Willkommen im 21. Jahrhundert!

Es sollte nicht nur zum guten Ton gehören, sich als Unternehmen für Werte wie Toleranz und Nachhaltigkeit einzusetzen. Es sollte ein inneres Pflichtgefühl geben, das Unternehmen dazu treibt, sich entsprechend einzusetzen. 

Es kommt nicht von ungefähr, dass viele Unternehmen in jüngster Zeit in ihren Werbespots und Kampagnen darauf achten, die Vielfalt oder auch Diversität der eigenen Kunden darzustellen – und diese auch zu feiern. Und das sollten sie auch! Denn schließlich sind Kunden die Basis – ganz egal, was man verkauft oder in welchem Segment man unterwegs ist. Ohne Kunden keine Geschäfte. Ohne Kunden keine Zukunft.

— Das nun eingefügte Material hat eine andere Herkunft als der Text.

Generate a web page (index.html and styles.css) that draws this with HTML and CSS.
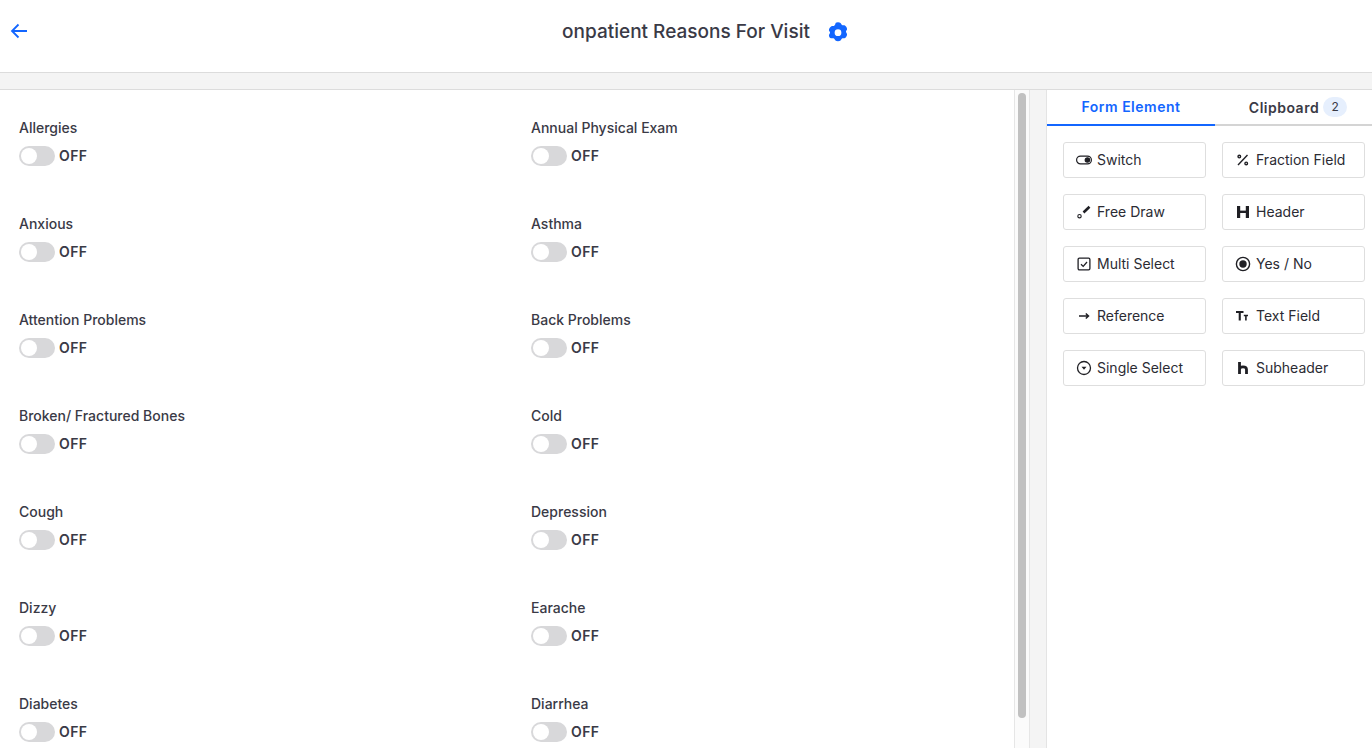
FILE: index.html
```html
<!DOCTYPE html>
<html lang="en">
<head>
    <meta charset="UTF-8">
    <meta name="viewport" content="width=device-width, initial-scale=1.0">
    <title>onpatient Reasons For Visit</title>
    <link rel="stylesheet" href="styles.css">
</head>
<body>
    <header class="topbar">
        <a class="back-link" href="#" aria-label="Back">
            <svg width="18" height="18" viewBox="0 0 18 18" fill="none" stroke="#1366ff" stroke-width="1.8"><path d="M17 9H2M8.500 2.500 2 9l6.500 6.500"/></svg>
        </a>
        <div class="title-wrap">
            <h1>onpatient Reasons For Visit</h1>
            <svg class="gear" width="20" height="21" viewBox="1 0 18 20"><path fill="#1366ff" fill-rule="evenodd" d="M7.600.9c1-.9 3.800-.9 4.800 0 .6.600.7 1.500 1.400 1.900.7.400 1.600.1 2.400.3 1.300.4 2.700 2.800 2.400 4.100-.2.800-1 1.300-1 2.100s.8 1.300 1 2.100c.3 1.300-1.100 3.700-2.400 4.100-.8.200-1.700-.1-2.400.3-.7.400-.8 1.300-1.400 1.900-1 .9-3.800.9-4.800 0-.6-.6-.7-1.500-1.400-1.900-.7-.4-1.600-.1-2.400-.3C2.500 16 1.100 13.600 1.400 12.300c.2-.8 1-1.300 1-2.100s-.8-1.300-1-2.100C1.100 6.800 2.500 4.400 3.800 4c.8-.2 1.700.1 2.400-.3.700-.4.800-1.300 1.400-1.900ZM10 7a3.200 3.200 0 1 0 0 6.400A3.200 3.200 0 0 0 10 7Z"/></svg>
        </div>
    </header>

    <div class="band"></div>

    <main class="workspace">
        <section class="form-panel">
            <div class="field-grid">
                <div class="field"><label>Allergies</label><div class="toggle-row"><span class="toggle"></span><span class="toggle-text">OFF</span></div></div>
                <div class="field"><label>Annual Physical Exam</label><div class="toggle-row"><span class="toggle"></span><span class="toggle-text">OFF</span></div></div>
                <div class="field"><label>Anxious</label><div class="toggle-row"><span class="toggle"></span><span class="toggle-text">OFF</span></div></div>
                <div class="field"><label>Asthma</label><div class="toggle-row"><span class="toggle"></span><span class="toggle-text">OFF</span></div></div>
                <div class="field"><label>Attention Problems</label><div class="toggle-row"><span class="toggle"></span><span class="toggle-text">OFF</span></div></div>
                <div class="field"><label>Back Problems</label><div class="toggle-row"><span class="toggle"></span><span class="toggle-text">OFF</span></div></div>
                <div class="field"><label>Broken/ Fractured Bones</label><div class="toggle-row"><span class="toggle"></span><span class="toggle-text">OFF</span></div></div>
                <div class="field"><label>Cold</label><div class="toggle-row"><span class="toggle"></span><span class="toggle-text">OFF</span></div></div>
                <div class="field"><label>Cough</label><div class="toggle-row"><span class="toggle"></span><span class="toggle-text">OFF</span></div></div>
                <div class="field"><label>Depression</label><div class="toggle-row"><span class="toggle"></span><span class="toggle-text">OFF</span></div></div>
                <div class="field"><label>Dizzy</label><div class="toggle-row"><span class="toggle"></span><span class="toggle-text">OFF</span></div></div>
                <div class="field"><label>Earache</label><div class="toggle-row"><span class="toggle"></span><span class="toggle-text">OFF</span></div></div>
                <div class="field"><label>Diabetes</label><div class="toggle-row"><span class="toggle"></span><span class="toggle-text">OFF</span></div></div>
                <div class="field"><label>Diarrhea</label><div class="toggle-row"><span class="toggle"></span><span class="toggle-text">OFF</span></div></div>
            </div>
        </section>

        <div class="scroll-track"><div class="scroll-thumb"></div></div>
        <div class="gutter"></div>

        <aside class="side-panel">
            <div class="tabs">
                <div class="tab tab-active">Form Element</div>
                <div class="tab">Clipboard <span class="badge">2</span></div>
            </div>
            <div class="element-grid">
                <button class="element"><span class="icon"><svg width="16" height="16" viewBox="0 0 16 16" fill="none" stroke="#1f1f24" stroke-width="1.200"><rect x=".6" y="4.100" width="14.800" height="7.800" rx="3.900"/><circle cx="11.400" cy="8" r="2.200" fill="#1f1f24"/></svg></span>Switch</button>
                <button class="element"><span class="icon"><svg width="16" height="16" viewBox="0 0 16 16" fill="none" stroke="#1f1f24" stroke-width="1.400"><path d="M12.500 3 3 13"/><circle cx="4.300" cy="4.600" r="1.300"/><circle cx="11.200" cy="11.400" r="1.300"/></svg></span>Fraction Field</button>
                <button class="element"><span class="icon"><svg width="16" height="16" viewBox="0 0 16 16" fill="none" stroke="#1f1f24"><path d="M7.500 8.500 13.500 2.800" stroke-width="2.600"/><circle cx="3.500" cy="12.200" r="1.700" stroke-width="1.100"/></svg></span>Free Draw</button>
                <button class="element"><span class="icon"><svg width="16" height="16" viewBox="0 0 16 16" fill="none" stroke="#1f1f24"><path d="M3.600 2v12M12.400 2v12" stroke-width="3.200"/><path d="M3 7.800h10" stroke-width="2.400"/></svg></span>Header</button>
                <button class="element"><span class="icon"><svg width="16" height="16" viewBox="0 0 16 16" fill="none" stroke="#1f1f24" stroke-width="1.300"><rect x="2.100" y="2.100" width="11.800" height="11.800" rx="1.300"/><path d="m5 8.200 2.200 2.200L11 6"/></svg></span>Multi Select</button>
                <button class="element"><span class="icon"><svg width="16" height="16" viewBox="0 0 16 16" fill="none" stroke="#1f1f24" stroke-width="1.400"><circle cx="8" cy="8" r="6.600"/><circle cx="8" cy="8" r="3.700" fill="#1f1f24" stroke="none"/></svg></span>Yes / No</button>
                <button class="element"><span class="icon"><svg width="16" height="16" viewBox="0 0 16 16" fill="none" stroke="#1f1f24" stroke-width="1.500"><path d="M3 8h9.500M9.800 5.500 12.500 8l-2.700 2.500"/></svg></span>Reference</button>
                <button class="element"><span class="icon"><svg width="16" height="16" viewBox="0 0 16 16" fill="none" stroke="#1f1f24"><path d="M1 4h7.500M4.750 4v8.500" stroke-width="2.100"/><path d="M8.800 7.500H13M10.900 7.500v5" stroke-width="1.600"/></svg></span>Text Field</button>
                <button class="element"><span class="icon"><svg width="16" height="16" viewBox="0 0 16 16" fill="none" stroke="#1f1f24" stroke-width="1.300"><circle cx="8" cy="8" r="6.500"/><path d="M5.500 6.800h5L8 9.800Z" fill="#1f1f24" stroke="none"/></svg></span>Single Select</button>
                <button class="element"><span class="icon"><svg width="16" height="16" viewBox="0 0 16 16" fill="none" stroke="#1f1f24" stroke-width="2.800"><path d="M4.500 2v12M4.500 9.500c0-3.500 7-3.500 7 0V14"/></svg></span>Subheader</button>
            </div>
        </aside>
    </main>
</body>
</html>
```

FILE: styles.css
```css
* {
    box-sizing: border-box;
}
html, body {
    height: 100%;
}
body {
    margin: 0;
    display: flex;
    flex-direction: column;
    height: 748px;
    overflow: hidden;
    background: #fff;
    color: #3a3a46;
    font-family: Inter, "Liberation Sans", sans-serif;
}
.topbar {
    flex: none;
    height: 73px;
    display: flex;
    align-items: center;
    justify-content: center;
    padding-bottom: 8px;
    position: relative;
    border-bottom: 1px solid #dcdcdc;
}
.back-link {
    position: absolute;
    left: 10px;
    top: 22px;
    display: block;
    height: 18px;
}
.title-wrap {
    display: flex;
    align-items: center;
    gap: 18px;
    padding-left: 38px;
}
.title-wrap h1 {
    margin: 0;
    font-size: 19px;
    font-weight: 500;
    line-height: 24px;
    color: #3a3a46;
}
.gear {
    display: block;
}
.band {
    flex: none;
    height: 17px;
    background: #f4f4f4;
    border-bottom: 1px solid #dcdcdc;
}
.workspace {
    flex: 1;
    display: flex;
    min-height: 0;
}
.form-panel {
    width: 1014px;
    flex: none;
    padding: 28px 19px 0;
    overflow: hidden;
}
.field-grid {
    display: grid;
    grid-template-columns: 512px 1fr;
    grid-auto-rows: 96px;
}
.field label {
    display: block;
    font-size: 14px;
    font-weight: 500;
    line-height: 20px;
    color: #3a3a46;
}
.toggle-row {
    display: flex;
    align-items: center;
    gap: 4px;
    margin-top: 8px;
}
.toggle {
    width: 36px;
    height: 20px;
    border-radius: 10px;
    background: #d8d8da;
    position: relative;
}
.toggle::after {
    content: "";
    position: absolute;
    left: 2px;
    top: 2px;
    width: 16px;
    height: 16px;
    border-radius: 50%;
    background: #fff;
}
.toggle-text {
    font-size: 14px;
    font-weight: 600;
    letter-spacing: .4px;
    line-height: 20px;
    color: #3a3a46;
}
.scroll-track {
    width: 16px;
    flex: none;
    padding: 3px 3px 0 3px;
    background: #fbfbfb;
    border-left: 1px solid #e6e6e6;
    border-right: 1px solid #e6e6e6;
}
.scroll-thumb {
    height: 625px;
    border-radius: 5px;
    background: #c1c1c1;
}
.gutter {
    width: 16px;
    flex: none;
    background: #f4f4f4;
}
.side-panel {
    flex: 1;
    min-width: 0;
    overflow: hidden;
    border-left: 1px solid #e4e4e4;
}
.tabs {
    display: flex;
    height: 36px;
    border-bottom: 2px solid #d4d4d4;
}
.tab {
    display: flex;
    align-items: center;
    justify-content: center;
    gap: 4px;
    flex: none;
    height: 36px;
    width: 166px;
    padding-bottom: 2px;
    font-size: 14px;
    font-weight: 600;
    letter-spacing: .5px;
    color: #3a3a46;
}
.tab-active {
    width: 168px;
    color: #1366ff;
    border-bottom: 2px solid #1366ff;
}
.badge {
    width: 24px;
    height: 20px;
    border-radius: 10px;
    background: #e6effd;
    text-align: center;
    font-size: 12px;
    font-weight: 400;
    letter-spacing: 0;
    line-height: 20px;
}
.element-grid {
    display: grid;
    grid-template-columns: 143px 143px;
    grid-auto-rows: 36px;
    gap: 16px;
    padding: 16px 0 0 16px;
}
.element {
    display: flex;
    align-items: center;
    gap: 5px;
    padding: 0 12px 2px;
    border: 1px solid #dedede;
    border-radius: 3px;
    background: #fff;
    font-family: inherit;
    font-size: 14px;
    color: #2b2b33;
}
.icon {
    width: 16px;
    height: 16px;
    flex: none;
    margin-top: 2px;
}
.icon svg {
    display: block;
}
```
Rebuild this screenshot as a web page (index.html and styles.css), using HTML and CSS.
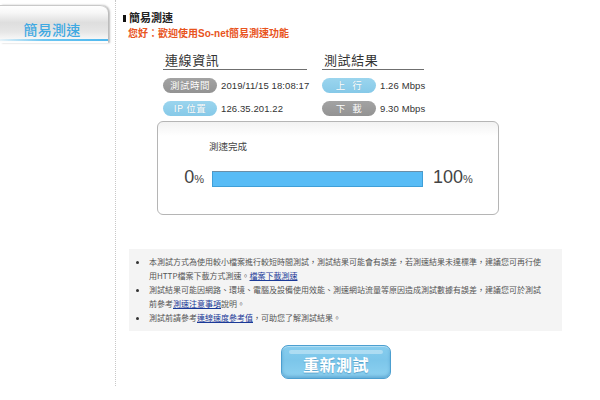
FILE: index.html
```html
<!DOCTYPE html>
<html lang="zh-Hant">
<head>
<meta charset="utf-8">
<title>簡易測速</title>
<link rel="stylesheet" href="styles.css">
</head>
<body>
<div class="page">
  <aside class="sidebar">
    <div class="tab"><span class="tab-label">簡易測速</span></div>
  </aside>
  <main class="main">
    <h1 class="title"><span class="marker"></span>簡易測速</h1>
    <p class="greeting">您好：歡迎使用So-net簡易測速功能</p>

    <div class="info">
      <div class="col">
        <h2 class="col-head">連線資訊</h2>
        <div class="row"><span class="pill grey">測試時間</span><span class="val">2019/11/15 18:08:17</span></div>
        <div class="row"><span class="pill blue">IP 位置</span><span class="val">126.35.201.22</span></div>
      </div>
      <div class="col">
        <h2 class="col-head">測試結果</h2>
        <div class="row"><span class="pill blue wide">上 行</span><span class="val">1.26 Mbps</span></div>
        <div class="row"><span class="pill grey wide">下 載</span><span class="val">9.30 Mbps</span></div>
      </div>
    </div>

    <div class="progress-box">
      <div class="status">測速完成</div>
      <div class="bar-row">
        <span class="pct left">0<small>%</small></span>
        <span class="bar"><span class="fill" style="width:100%"></span></span>
        <span class="pct right">100<small>%</small></span>
      </div>
    </div>

    <ul class="notes">
      <li><span class="ln">本測試方式為使用較小檔案進行較短時間測試，測試結果可能會有誤差，若測速結果未達標準，建議您可再行使</span><span class="ln">用HTTP檔案下載方式測速。<a href="#">檔案下載測速</a></span></li>
      <li><span class="ln">測試結果可能因網路、環境、電腦及設備使用效能、測速網站流量等原因造成測試數據有誤差，建議您可於測試</span><span class="ln">前參考<a href="#">測速注意事項</a>說明。</span></li>
      <li><span class="ln">測試前請參考<a href="#">連線速度參考值</a>，可助您了解測試結果。</span></li>
    </ul>

    <button class="retest" type="button">重新測試</button>
  </main>
</div>
</body>
</html>
```

FILE: styles.css
```css
html, body {
  margin: 0;
  padding: 0;
  background: #fff;
}
body {
  font-family: "Liberation Sans", "Noto Sans CJK TC", sans-serif;
  color: #333;
}
.page {
  display: flex;
  align-items: stretch;
  width: 600px;
}
.sidebar {
  width: 115px;
  border-right: 1px dotted #c8c8c8;
  flex: none;
}
.tab {
  position: relative;
  margin-top: 5px;
  width: 108px;
  height: 38px;
  box-sizing: border-box;
  border-top: 1px solid #c9c9c9;
  border-radius: 0 8px 0 0;
  background: linear-gradient(#ffffff 0, #f7f7f7 18%, #dedede 45%, #e6e6e6 70%, #f6f6f6 88%, #ffffff 100%);
  box-shadow: 2px 0 2px rgba(0,0,0,0.28);
  text-align: center;
  padding-top: 15px;
  padding-right: 4px;
}
.tab::after {
  content: "";
  position: absolute;
  left: 0;
  right: 0;
  bottom: 2px;
  height: 2px;
  background: linear-gradient(90deg, rgba(120,200,240,0.15), #6cc6f2 40%, #4fb8ee);
}
.tab-label {
  font-family: "Noto Sans CJK TC", sans-serif;
  font-size: 14px;
  line-height: 16px;
  color: #3fa9e2;
  letter-spacing: 0.3px;
  font-weight: 500;
}
.main {
  flex: 1;
  padding: 10px 0 7px 7px;
}
.title {
  margin: 0 0 3px;
  font-family: "Noto Sans CJK TC", sans-serif;
  font-size: 11px;
  line-height: 14px;
  font-weight: bold;
  color: #222;
  display: flex;
  align-items: center;
}
.marker {
  display: inline-block;
  width: 3px;
  height: 7px;
  background: #111;
  margin: 3px 3px 0 0;
}
.greeting {
  margin: 0;
  font-family: "Liberation Sans", "Noto Sans CJK TC", sans-serif;
  font-size: 10px;
  line-height: 14px;
  font-weight: bold;
  color: #e8541d;
  padding-left: 5px;
}
.info {
  display: grid;
  grid-template-columns: 144px 102px;
  column-gap: 15px;
  margin: 10px 0 0 40px;
}
.col-head {
  margin: 0 0 8px;
  font-family: "Noto Sans CJK TC", sans-serif;
  font-size: 13px;
  font-weight: normal;
  line-height: 18px;
  letter-spacing: 0.6px;
  color: #333;
  border-bottom: 1px solid #6f6f6f;
  padding-left: 2px;
}
.row {
  display: flex;
  align-items: center;
  gap: 4px;
  height: 15px;
  margin-bottom: 8px;
}
.row:last-child {
  margin-bottom: 0;
}
.pill {
  flex: none;
  width: 54px;
  height: 15px;
  border-radius: 8px;
  color: #fff;
  font-family: "Noto Sans CJK TC", sans-serif;
  font-size: 9.5px;
  line-height: 15px;
  text-align: center;
  letter-spacing: 0.5px;
  text-shadow: 0 0 1px rgba(0,0,0,0.15);
}
.pill.wide {
  word-spacing: 4px;
}
.pill.grey {
  background: linear-gradient(#a3a3a3, #939393);
}
.pill.blue {
  background: linear-gradient(#9bd5ee, #86c9e8);
}
.val {
  font-size: 9.5px;
  color: #333;
  white-space: nowrap;
  letter-spacing: 0.1px;
}
.progress-box {
  margin: 5px 0 0 34px;
  width: 342px;
  height: 94px;
  box-sizing: border-box;
  border: 1px solid #b5b5b5;
  border-radius: 6px;
  background: linear-gradient(#f2f2f2, #ffffff 14px);
  padding-top: 17px;
}
.status {
  margin-left: 51px;
  font-family: "Noto Sans CJK TC", sans-serif;
  font-size: 9.5px;
  line-height: 14px;
  color: #444;
}
.bar-row {
  display: flex;
  align-items: center;
  margin-top: 13px;
  height: 24px;
}
.pct {
  font-size: 18px;
  line-height: 24px;
  color: #444;
}
.pct small {
  font-size: 11px;
}
.pct.left {
  width: 46px;
  text-align: right;
  margin-right: 8px;
}
.pct.right {
  margin-left: 10px;
}
.bar {
  display: block;
  width: 211px;
  height: 16px;
  box-sizing: border-box;
  border: 1px solid #3f9fd8;
  border-top-color: #6a8fa8;
  background: #e8e8e8;
  margin-top: 2px;
}
.fill {
  display: block;
  height: 100%;
  background: #58bcf6;
}
.notes {
  margin: 34px 0 0 6px;
  width: 433px;
  height: 82px;
  box-sizing: border-box;
  padding: 6px 10px 7px 20px;
  background: #f4f4f4;
  list-style: disc;
  font-family: "Noto Sans CJK TC", sans-serif;
  font-size: 8px;
  line-height: 14px;
  color: #555;
}
.notes .ln {
  display: block;
  white-space: nowrap;
}
.notes li::marker {
  color: #333;
  font-size: 9px;
}
.notes a {
  color: #1b3a98;
  text-decoration: underline;
}
.retest {
  display: block;
  position: relative;
  margin: 14px 0 0 158px;
  width: 110px;
  height: 34px;
  box-sizing: border-box;
  border: 1px solid #4c9fd0;
  border-radius: 7px;
  background: linear-gradient(#86cdee, #7cc6ea 45%, #8dd1f0);
  box-shadow: inset 0 -2px 3px rgba(30,110,170,0.35), inset 0 1px 0 rgba(255,255,255,0.4);
  color: #fff;
  font-family: "Noto Sans CJK TC", sans-serif;
  font-size: 16px;
  font-weight: bold;
  line-height: 32px;
  letter-spacing: 0.5px;
  text-shadow: 0 1px 1px rgba(30,100,150,0.4);
  padding: 2px 0 0;
  cursor: pointer;
}
.retest::before {
  content: "";
  position: absolute;
  left: 7px;
  right: 7px;
  top: 4px;
  height: 4px;
  border-radius: 2px;
  background: rgba(255,255,255,0.35);
}
```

Wer Minderheiten oder Gruppen von Menschen diskriminiert, sollte seine Ansichten jedoch nicht nur aus wirtschaftlicher, sondern auch aus moralischer Sicht dringend hinterfragen. Denn wir leben im 21. Jahrhundert. Willkommen! Diskriminierung sollte längst als gesellschaftliches Relikt gelten. Und obwohl es das leider nicht ist, sollten entsprechende Handlungen von den Kunden unbedingt und strikt geahndet werden. Im Gegenzug dazu sollten Unternehmen, die sich für eine bessere, offene, tolerante, nachhaltige Welt einsetzen, mit leidenschaftlichen Kunden und Erfolg belohnt werden.